Выбрать главу

Вернулся, переполненный видениями, опустошённый тайным знанием, которым ни с кем не смел поделиться; сначала там таился, в чужом времени, теперь, вернувшись, таился здесь, в укрытии; да и выйдя на волю будет таиться… а пока боялся открыть глаза и увидеть больничную стену с железной решёткой поверх неё.

Заскрипели ворота; лесной олень… по моему хотению… Всё громче, громче: неси, олень, меня в свою страну оленью…

Открыл глаза.

Въехал с громко включённым в кабине радио грузовик, окуталось голубым выхлопным дымом крыльцо морга под покосившимся жестяным козырьком.

Санитары выгрузили два гроба.

уловка

Так что же ему привиделось?

И кто бы ему поверил, если бы он принялся рассказывать…

Тогда-то, если бы он принялся, захлёбываясь, рассказывать, что и как обвалится, кто что скажет и в кого выстрелит, в нём бы тотчас и опознали настоящего, опасного психа, а заодно бы психиатрия резко расширила научную зону бредовых поползновений; о-о-о, много раз повторял он себе, посмеиваясь, – тогда-то, если бы он раскрылся, принудительное лечение не ограничилось бы душем «шарко», вкалыванием витаминов. После того, что увидел своими глазами, сумел узнать, жизнь изрядно обессмысливалась, из неё уходили волнения, страхи, всё то, что связано с неизвестностью. Но волнения, страхи можно было передать тексту, собственно, сочинением текста Соснин и жил. Пытался всё свалившееся на него переложить на бумагу, понимая, что поверят ему лишь в том случае, если он сумеет выдать то, что с ним действительно приключилось, то, что он на самом деле увидел, узнал, за художественные фантазии.

оксюморон по случаю

Как это у них там будет именоваться?

Флешбеки из сопливых шестидесятых… – ожила презрительная ухмылка Марата, – или, как скажут, наверное, попозже – из устало-гротескных семидесятых.
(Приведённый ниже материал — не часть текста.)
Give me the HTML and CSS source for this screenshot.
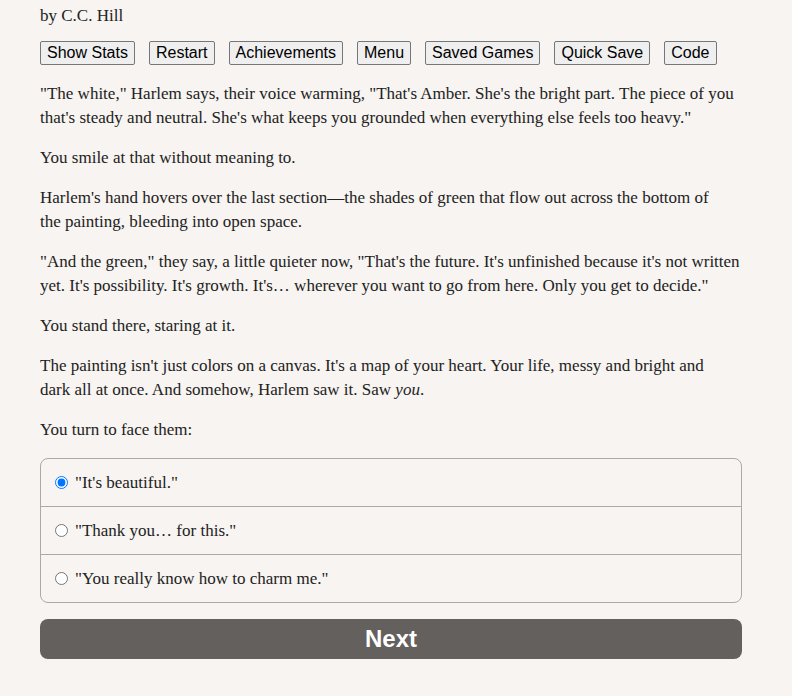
FILE: index.html
```html
<!DOCTYPE html>
<html lang="en">
<head>
    <meta charset="UTF-8">
    <meta name="viewport" content="width=device-width, initial-scale=1.0">
    <link rel="stylesheet" href="styles.css">
    <title>Painting</title>
</head>
<body>

<div id="container">
    <div class="author">by C.C. Hill</div>

    <div id="buttons">
        <button class="menuButton">Show Stats</button>
        <button class="menuButton">Restart</button>
        <button class="menuButton">Achievements</button>
        <button class="menuButton">Menu</button>
        <button class="menuButton">Saved Games</button>
        <button class="menuButton">Quick Save</button>
        <button class="menuButton">Code</button>
    </div>

    <div id="text">
        <p>"The white," Harlem says, their voice warming, "That's Amber. She's the bright part. The piece of you that's steady and neutral. She's what keeps you grounded when everything else feels too heavy."</p>
        <p>You smile at that without meaning to.</p>
        <p>Harlem's hand hovers over the last section—the shades of green that flow out across the bottom of <span class="keep">the painting,</span> bleeding into open space.</p>
        <p>"And the green," they say, a little quieter now, "That's the future. It's unfinished because it's not written yet. It's possibility. It's growth. It's… wherever you want to go from here. Only you get to decide."</p>
        <p>You stand there, staring at it.</p>
        <p>The painting isn't just colors on a canvas. It's a map of your heart. Your life, messy and bright and <span class="keep">dark all</span> at once. And somehow, Harlem saw it. Saw <i>you</i>.</p>
        <p>You turn to face them:</p>
    </div>

    <form class="choices">
        <label class="choice"><input type="radio" name="choice" checked> "It's beautiful."</label>
        <label class="choice"><input type="radio" name="choice"> "Thank you… for this."</label>
        <label class="choice"><input type="radio" name="choice"> "You really know how to charm me."</label>
    </form>

    <button class="next">Next</button>
</div>

</body>
</html>
```

FILE: styles.css
```css
body {
    margin: 0;
    background-color: #f7f4f1;
    color: #222;
    font-family: 'Liberation Serif', serif;
    font-size: 17px;
}

#container {
    width: 702px;
    padding: 6px 0 0 40px;
}

.author {
    line-height: 20px;
}

#buttons {
    display: flex;
    flex-wrap: wrap;
    gap: 14px;
    margin-top: 15px;
}

.menuButton {
    font-family: 'Liberation Sans', Arial, sans-serif;
    font-size: 16px;
    padding: 2px 6px;
    background-color: #efefef;
    border: 1px solid #767676;
    border-radius: 2px;
    color: #000;
}

#text {
    margin-top: 17px;
}

#text p {
    margin: 0 0 16px;
    line-height: 24px;
}

.keep {
    white-space: nowrap;
}

.choices {
    border: 1px solid #aaa;
    border-radius: 8px;
    margin-top: 15px;
}

.choice {
    display: flex;
    align-items: center;
    gap: 7px;
    height: 47px;
    padding-left: 14px;
    border-top: 1px solid #aaa;
}

.choice:first-child {
    border-top: none;
}

.choice input {
    margin: 0;
    width: 13px;
    height: 13px;
}

.next {
    display: block;
    width: 100%;
    height: 40px;
    margin-top: 16px;
    border: none;
    border-radius: 8px;
    background-color: #63605d;
    color: #fff;
    font-family: 'Liberation Sans', Arial, sans-serif;
    font-weight: bold;
    font-size: 24px;
}
```
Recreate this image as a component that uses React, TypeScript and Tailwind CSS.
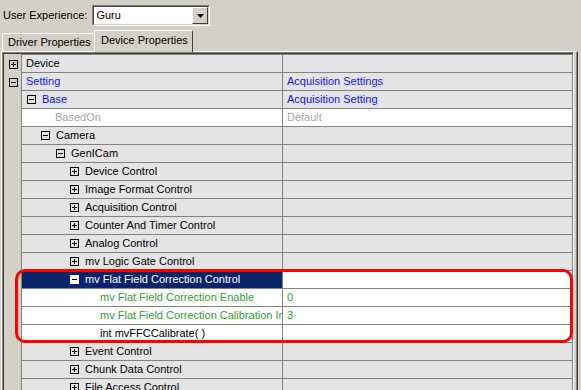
import React from 'react';

type Tone = 'normal' | 'blue' | 'grey' | 'green';

interface Row {
  label: string;
  level: number;
  open?: boolean;
  value?: string;
  tone?: Tone;
  white?: boolean;
  selected?: boolean;
}

const rows: Row[] = [
  { label: 'Device', level: 0, open: false },
  { label: 'Setting', level: 0, open: true, tone: 'blue', value: 'Acquisition Settings' },
  { label: 'Base', level: 1, open: true, tone: 'blue', value: 'Acquisition Setting' },
  { label: 'BasedOn', level: 2, tone: 'grey', value: 'Default', white: true },
  { label: 'Camera', level: 2, open: true },
  { label: 'GenICam', level: 3, open: true },
  { label: 'Device Control', level: 4, open: false },
  { label: 'Image Format Control', level: 4, open: false },
  { label: 'Acquisition Control', level: 4, open: false },
  { label: 'Counter And Timer Control', level: 4, open: false },
  { label: 'Analog Control', level: 4, open: false },
  { label: 'mv Logic Gate Control', level: 4, open: false },
  { label: 'mv Flat Field Correction Control', level: 4, open: true, selected: true },
  { label: 'mv Flat Field Correction Enable', level: 5, tone: 'green', value: '0', white: true },
  { label: 'mv Flat Field Correction Calibration Images', level: 5, tone: 'green', value: '3', white: true },
  { label: 'int mvFFCCalibrate( )', level: 5, white: true },
  { label: 'Event Control', level: 4, open: false },
  { label: 'Chunk Data Control', level: 4, open: false },
  { label: 'File Access Control', level: 4, open: false },
];

const toneClass: Record<Tone, string> = {
  normal: 'text-black',
  blue: 'text-[#1010ff]',
  grey: 'text-[#aaa698]',
  green: 'text-[#2ea32e]',
};

// left padding of the name cell when the row has a toggle box
const boxPad: Record<number, string> = {
  1: 'pl-[5px]',
  2: 'pl-[19px]',
  3: 'pl-[34px]',
  4: 'pl-[48px]',
};

// left padding of the name cell for rows without a box in the cell
const textPad: Record<number, string> = {
  0: 'pl-[4px]',
  2: 'pl-[33px]',
  5: 'pl-[78px]',
};

function Toggle({ open, inverted }: { open: boolean; inverted?: boolean }) {
  return (
    <span
      className={`relative inline-block w-[9px] h-[9px] shrink-0 border ${
        inverted ? 'bg-white border-white' : 'border-black'
      }`}
    >
      <span className="absolute left-[1px] top-[3px] w-[5px] h-px bg-black" />
      {!open && <span className="absolute left-[3px] top-[1px] w-px h-[5px] bg-black" />}
    </span>
  );
}

function GridRow({ row }: { row: Row }) {
  const hasBox = row.open !== undefined;
  const inCellBox = hasBox && row.level > 0;
  const pad = inCellBox ? boxPad[row.level] : textPad[row.level];
  const tone = row.selected ? 'text-white' : toneClass[row.tone ?? 'normal'];
  const cellBg = row.white ? 'bg-white' : 'bg-[#e4e4e4]';

  return (
    <div className="flex h-[18px]">
      <div className="w-[17px] shrink-0 flex items-center pl-[5px] bg-[#d4d0c8]">
        {hasBox && row.level === 0 && <Toggle open={row.open!} />}
      </div>
      <div
        className={`w-[261px] shrink-0 flex items-center border-l border-b border-[#828282] overflow-hidden whitespace-nowrap ${pad} ${
          row.selected ? 'bg-[#0a246a]' : cellBg
        }`}
      >
        {inCellBox && (
          <span className="mr-[6px] flex">
            <Toggle open={row.open!} inverted={row.selected} />
          </span>
        )}
        <span className={tone}>{row.label}</span>
      </div>
      <div
        className={`flex-1 flex items-center pl-[4px] border-l border-r border-b border-[#828282] whitespace-nowrap ${
          row.selected ? 'bg-white' : cellBg
        } ${toneClass[row.tone ?? 'normal']}`}
      >
        {row.value}
      </div>
    </div>
  );
}

export default function App() {
  return (
    <div className="relative w-[581px] h-[390px] overflow-hidden bg-[#d4d0c8] text-[11px] leading-none font-['Liberation_Sans',Arial,sans-serif] text-black">
      {/* user experience selector */}
      <div className="flex items-center pt-[5px] pl-[3px] h-[26px]">
        <span>User Experience:</span>
        <div className="ml-[5px] w-[118px] h-[21px] border border-[#808080] border-r-white border-b-white">
          <div className="h-full flex items-center border border-[#404040] border-r-[#d4d0c8] border-b-[#d4d0c8] bg-white">
            <span className="pl-[2px] flex-1">Guru</span>
            <div className="w-[16px] h-[17px] flex items-center justify-center bg-[#d4d0c8] border border-white border-r-[#404040] border-b-[#404040]">
              <svg width="7" height="4" viewBox="0 0 7 4">
                <path d="M0 0h7L3.5 4z" fill="#000" />
              </svg>
            </div>
          </div>
        </div>
      </div>

      {/* tabs */}
      <div className="flex items-end h-[25px] pl-[2px]">
        <div className="w-[92px] h-[18px] flex items-center pl-[5px] border-l border-t border-white rounded-tl-[2px]">
          Driver Properties
        </div>
        <div className="relative z-10 -mb-px w-[99px] h-[22px] flex items-center pl-[6px] pb-[2px] bg-[#d4d0c8] border-l border-t border-white border-r border-r-[#404040] rounded-t-[2px]">
          Device Properties
        </div>
      </div>

      {/* tab page */}
      <div className="ml-[1px] w-[577px] border-l border-t border-white border-r border-r-[#404040]">
        <div className="border-r border-r-[#808080]">
          <div className="w-[572px] border-l border-t border-[#808080] border-r border-r-white">
            <div className="border-l border-t border-[#404040]">
              <div className="border-t border-[#828282] ml-[17px]" />
              {rows.map((row, i) => (
                <GridRow key={i} row={row} />
              ))}
            </div>
          </div>
        </div>
      </div>

      {/* annotation */}
      <div className="absolute left-[15px] top-[269px] w-[558px] h-[74px] border-[3px] border-[#ff0000] rounded-[10px] pointer-events-none" />
    </div>
  );
}
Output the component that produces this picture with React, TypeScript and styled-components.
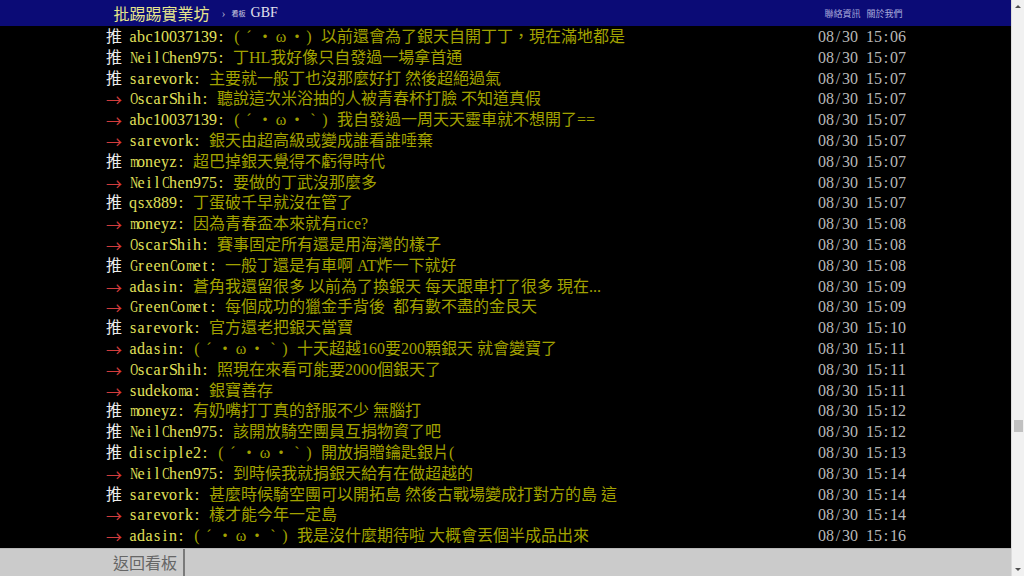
import styled, { createGlobalStyle } from 'styled-components'

const GlobalStyle = createGlobalStyle`
  html, body {
    margin: 0;
    padding: 0;
    height: 100%;
    background: #000;
    overflow: hidden;
  }
  #root {
    height: 100%;
  }
`

const SERIF = `'Liberation Serif', 'Noto Sans CJK TC', serif`
const CJK = `'Noto Sans CJK TC', sans-serif`

const Page = styled.div`
  display: flex;
  height: 100vh;
  width: 100vw;
`

const Main = styled.div`
  display: flex;
  flex-direction: column;
  flex: 1;
  min-width: 0;
`

const TopBar = styled.div`
  height: 26px;
  flex: none;
  background-color: #0b0b76;
`

const TopInner = styled.div`
  display: flex;
  align-items: center;
  width: 800px;
  height: 100%;
  margin: 0 auto;
  padding: 0 3px 0 8px;
  box-sizing: border-box;
  font-family: ${SERIF};
`

const Logo = styled.span`
  font-size: 16px;
  color: #e6e68c;
`

const Crumb = styled.span`
  margin: 0 6px 0 12px;
  font-size: 12px;
  color: #a8a8c8;
`

const BoardLabel = styled.span`
  font-size: 7px;
  color: #d0d0e0;
  margin-right: 5px;
`

const BoardName = styled.span`
  font-size: 14px;
  color: #e4e4ee;
`

const Links = styled.div`
  display: flex;
  gap: 6px;
  margin-left: auto;
`

const TopLink = styled.span`
  font-size: 9px;
  color: #a9a9dc;
  font-family: ${CJK};
`

const Screen = styled.div`
  flex: 1;
  overflow: hidden;
  background: #000;
  padding-top: 1px;
`

const Column = styled.div`
  width: 800px;
  margin: 0 auto;
  padding-left: 1px;
`

const Push = styled.div`
  display: flex;
  height: 20.8px;
  line-height: 20.8px;
  font-size: 16px;
  font-family: ${SERIF};
  white-space: pre;
`

const Tag = styled.span<{ kind: 'push' | 'arrow' }>`
  flex: none;
  width: 23px;
  color: ${({ kind }) => (kind === 'push' ? '#ececec' : '#d23c3c')};
  font-family: ${({ kind }) => (kind === 'push' ? SERIF : CJK)};
`

const User = styled.span`
  flex: none;
  color: #e2e25a;
`

const Content = styled.span`
  flex: 1;
  overflow: hidden;
  color: #a2a200;
`

const Cell = styled.span<{ wide: boolean; squeeze: boolean }>`
  display: inline-block;
  width: ${({ wide }) => (wide ? 16 : 8)}px;
  text-align: center;
  transform: ${({ squeeze }) => (squeeze ? 'scaleX(0.68)' : 'none')};
`

const Time = styled.span`
  flex: none;
  width: 88px;
  color: #b8b8b8;
`

const Footer = styled.div`
  display: flex;
  height: 28px;
  flex: none;
  background: #cbcbcb;
  border-top: 1px solid #b8b8b8;
  box-sizing: border-box;
`

const BackButton = styled.div`
  width: 185px;
  box-sizing: border-box;
  padding-right: 6px;
  text-align: right;
  line-height: 27px;
  font-size: 16px;
  color: #666;
  font-family: ${CJK};
  border-right: 2px solid #7a7a7a;
`

const ScrollTrack = styled.div`
  display: flex;
  flex-direction: column;
  align-items: center;
  width: 12px;
  flex: none;
  background: #f1f1f1;
  border-left: 1px solid #dcdcdc;
`

const Arrow = styled.div<{ dir: 'up' | 'down' }>`
  width: 0;
  height: 0;
  margin-top: ${({ dir }) => (dir === 'up' ? '5px' : 'auto')};
  margin-bottom: ${({ dir }) => (dir === 'down' ? '5px' : '0')};
  border-left: 3px solid transparent;
  border-right: 3px solid transparent;
  ${({ dir }) =>
    dir === 'up' ? 'border-bottom: 3px solid #505050;' : 'border-top: 3px solid #505050;'}
`

const Thumb = styled.div`
  width: 9px;
  height: 12px;
  margin-top: 412px;
  background: #c1c1c1;
`

type Row = {
  tag: 'push' | 'arrow'
  user: string
  face?: string
  text: string
  time: string
}

const rows: Row[] = [
  { tag: 'push', user: 'abc10037139', face: '(´・ω・)', text: '以前還會為了銀天自開丁丁，現在滿地都是', time: '08/30 15:06' },
  { tag: 'push', user: 'NeilChen975', text: '丁HL我好像只自發過一場拿首通', time: '08/30 15:07' },
  { tag: 'push', user: 'sarevork', text: '主要就一般丁也沒那麼好打 然後超絕過氣', time: '08/30 15:07' },
  { tag: 'arrow', user: 'OscarShih', text: '聽說這次米浴抽的人被青春杯打臉 不知道真假', time: '08/30 15:07' },
  { tag: 'arrow', user: 'abc10037139', face: '(´・ω・`)', text: '我自發過一周天天靈車就不想開了==', time: '08/30 15:07' },
  { tag: 'arrow', user: 'sarevork', text: '銀天由超高級或變成誰看誰唾棄', time: '08/30 15:07' },
  { tag: 'push', user: 'moneyz', text: '超巴掉銀天覺得不虧得時代', time: '08/30 15:07' },
  { tag: 'arrow', user: 'NeilChen975', text: '要做的丁武沒那麼多', time: '08/30 15:07' },
  { tag: 'push', user: 'qsx889', text: '丁蛋破千早就沒在管了', time: '08/30 15:07' },
  { tag: 'arrow', user: 'moneyz', text: '因為青春盃本來就有rice?', time: '08/30 15:08' },
  { tag: 'arrow', user: 'OscarShih', text: '賽事固定所有還是用海灣的樣子', time: '08/30 15:08' },
  { tag: 'push', user: 'GreenComet', text: '一般丁還是有車啊 AT炸一下就好', time: '08/30 15:08' },
  { tag: 'arrow', user: 'adasin', text: '蒼角我還留很多 以前為了換銀天 每天跟車打了很多 現在...', time: '08/30 15:09' },
  { tag: 'arrow', user: 'GreenComet', text: '每個成功的獵金手背後  都有數不盡的金艮天', time: '08/30 15:09' },
  { tag: 'push', user: 'sarevork', text: '官方還老把銀天當寶', time: '08/30 15:10' },
  { tag: 'arrow', user: 'adasin', face: '(´・ω・`)', text: '十天超越160要200顆銀天 就會變寶了', time: '08/30 15:11' },
  { tag: 'arrow', user: 'OscarShih', text: '照現在來看可能要2000個銀天了', time: '08/30 15:11' },
  { tag: 'arrow', user: 'sudekoma', text: '銀寶善存', time: '08/30 15:11' },
  { tag: 'push', user: 'moneyz', text: '有奶嘴打丁真的舒服不少 無腦打', time: '08/30 15:12' },
  { tag: 'push', user: 'NeilChen975', text: '該開放騎空團員互捐物資了吧', time: '08/30 15:12' },
  { tag: 'push', user: 'disciple2', face: '(´・ω・`)', text: '開放捐贈鑰匙銀片(', time: '08/30 15:13' },
  { tag: 'arrow', user: 'NeilChen975', text: '到時候我就捐銀天給有在做超越的', time: '08/30 15:14' },
  { tag: 'push', user: 'sarevork', text: '甚麼時候騎空團可以開拓島 然後古戰場變成打對方的島 這', time: '08/30 15:14' },
  { tag: 'arrow', user: 'sarevork', text: '樣才能今年一定島', time: '08/30 15:14' },
  { tag: 'arrow', user: 'adasin', face: '(´・ω・`)', text: '我是沒什麼期待啦 大概會丟個半成品出來', time: '08/30 15:16' },
]

const WIDE_LATIN = 'mMwWGCOHN'

// terminal-style text: half-width chars take 8px, the rest 16px
const isWide = (ch: string) => ch.charCodeAt(0) > 0x7f || ch === '`'

const Mono = ({ text }: { text: string }) => (
  <>
    {Array.from(text).map((ch, i) => (
      <Cell key={i} wide={isWide(ch)} squeeze={WIDE_LATIN.includes(ch)}>
        {ch === ' ' ? '\u00a0' : ch}
      </Cell>
    ))}
  </>
)

const App = () => {
  return (
    <>
      <GlobalStyle />
      <Page>
        <Main>
          <TopBar>
            <TopInner>
              <Logo>批踢踢實業坊</Logo>
              <Crumb>›</Crumb>
              <BoardLabel>看板</BoardLabel>
              <BoardName>GBF</BoardName>
              <Links>
                <TopLink>聯絡資訊</TopLink>
                <TopLink>關於我們</TopLink>
              </Links>
            </TopInner>
          </TopBar>
          <Screen>
            <Column>
              {rows.map((r, i) => (
                <Push key={i}>
                  <Tag kind={r.tag}>{r.tag === 'push' ? '推' : '→'}</Tag>
                  <User>
                    <Mono text={`${r.user}: `} />
                  </User>
                  <Content>
                    {r.face && <Mono text={`${r.face} `} />}
                    {r.text}
                  </Content>
                  <Time>
                    <Mono text={r.time} />
                  </Time>
                </Push>
              ))}
            </Column>
          </Screen>
          <Footer>
            <BackButton>返回看板</BackButton>
          </Footer>
        </Main>
        <ScrollTrack>
          <Arrow dir="up" />
          <Thumb />
          <Arrow dir="down" />
        </ScrollTrack>
      </Page>
    </>
  )
}

export default App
Для них, там, это будет затасканный киношный приём, а для Соснина сейчас и здесь – сама жизнь, она рядышком и вокруг него, её, тускловато-грязную, но такую близкую, пока не надо освещать вспышками. За тёмными стволами, за стеной, ограждавшей закуток больничного сада, солнце подкрашивало обшарпанные фасады.

Захотел пройтись, встал.

За ним спрыгнула со скамейки кошка.

Поверх солнечных фасадов, высившихся за стеной, на противоположном берегу Пряжки, почему-то наложились окна с геранью, в окнах появились счастливые – рты до ушей – жильцы, сжимавшие в руках наполненные, с пенными шапками, пивные кружки.

Заулыбался – флешбеки из будущего?

монолог перед грубо сколоченным ящиком с прислонённым на нём к дырчатому кирпичу осколком зеркальца, утаивавшего от Соснина за слоем амальгамы громоздкий механизм обратимости времени

– Тела живых существ исчезли в прахе, и вечная материя обратила их в камни, в воду, в облака, а души их слились в одну. Общая мировая душа – это я… я… Во мне душа и Александра Великого, и Цезаря, и Шекспира, и Наполеона, и последней пиявки. Во мне сознания людей слились с инстинктами животных, и я помню всё, всё, всё, и каждую жизнь в себе самой я переживаю вновь…

Монолог Заречной! – догадался Соснин; актриса уже молча шевелила губами, зубрила монолог про себя, опустив тяжёлые от туши ресницы… Связалась с провальной пьесой и – обезумела? Порвала с жизнью, приняв сценическую иллюзию за единственную реальность?

Тут она сказала тихо, изменив голос.

– Это что-то декадентское.

А-а-а, реплика Аркадиной, – догадался опять Соснин.

Потом вновь взялась читать голосом, которым наделила Заречную, и – сначала; слегка нараспев.

– Люди, львы, орлы и куропатки…

Плохо, иначе… – лицо её перекосила гримаса боли.

– Люди, львы, орлы и куропатки, – с вдохновенной заунывностью заново завела она, поводя головкой по сторонам, – рогатые олени, гуси, пауки, молчаливые рыбы, обитавшие в воде, морские звёзды и те, которых нельзя было видеть глазом – словом, все жизни, все жизни, все жизни, свершив печальный круг, угасли, – проглотив слюну, – на лугу уже не просыпаются с криком журавли, и майских жуков не бывает слышно в липовых рощах. Холодно, холодно, холодно. Пусто, пусто, пусто. Страшно, страшно, страшно.

Соломенный завиток выпал из причёски на шею. Тонкую бледную шею охватывал байковый коричневый воротник. Тёмно-русый гладкий зачёс на затылке накрывали крашеные, выжженные перекисью пряди; как сноп.